This application includes the subject matter of provisional filing 60/084,964 filed May 11, 1998, as shown in FIGS. 1-10, and new material shown in the remaining Figures.
The field of this invention relates to an apparatus for filling or circulating fluids in tubulars for running in or coming out of the wellbore, and for recovery of fluids displaced when running in tubulars in the wellbore.
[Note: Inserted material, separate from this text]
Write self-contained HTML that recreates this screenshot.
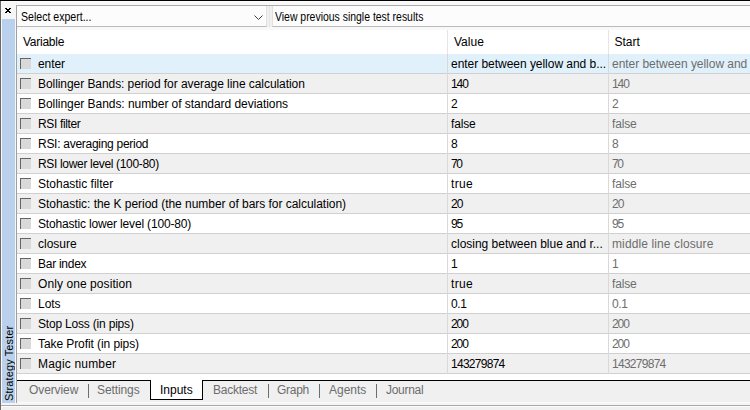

When tubulars are being run or pulled from a wellbore, it is often necessary to fill the tubular, take returns from the tubular, or circulate fluid through the tubular to the lowest point in the wellbore to condition the fluid system or the wellbore or to control a “kick” or high pressure surge from the well. Previous devices for filling and circulating the wellbore are firmly attached to the traveling block, in the case of a conventional rig, or to the top drive, in the case of a top drive-equipped rig. In either case a very precise spacing is required of the seal assembly relative to the tubular and elevators. In the case where slip-type elevators are used, the spacing of the seal could be such that when the elevators were near the upset of the tubular, the seal could be out of the tubular. When required, the slips at the rig floor must be set on the tubular and the traveling block or top drive lowered in order to move the seal into sealing engagement with the tubular. This required that the running or pulling of the tubular stop until the slips were set at the rig floor and the seal engagement was made. This is not desirable when a well kick occurs or fluid is overflowing from the tubular. It must be noted that slip-type elevators are used infrequently due to their size, weight, and the time required to latch and unlatch them since they must be placed over the top of the tubular and lowered to the desired location in order to latch and grip the tubular, a process that is almost impossible when tubulars are racked back in the derrick and the top of the tubular is far above the derrick man's head.
In the case where “side door” or latching elevators are used, the spacing of the seal system is even more critical and the seal must be engaged in the tubular prior to latching the elevators below the upset portion of the tubular. This requires that the seal be engaged in the tubular at all times that the elevators are latched on the tubular. When tubulars are racked back in the derrick such as drill pipe or a work string, it would be very time-consuming if not impossible to insert the seal into the tubular prior to latching the elevators with the top of the tubular far above the derrick man. Also, with the seal engaged in the tubular at all times, this is a disadvantage when there is a need to access the top of the tubular while the tubulars are in the elevators or when the tubular is being filled with fluid and the air in the tubular begins to be entrained in the fluid column rather than escaping the tubular. For example, if a high-pressure line was to be attached to the tubular and the tubular moved at the same time, all previous devices had to be “laid down” to allow a hard connection to be made to the tubular since they are in the way of the tubular connection.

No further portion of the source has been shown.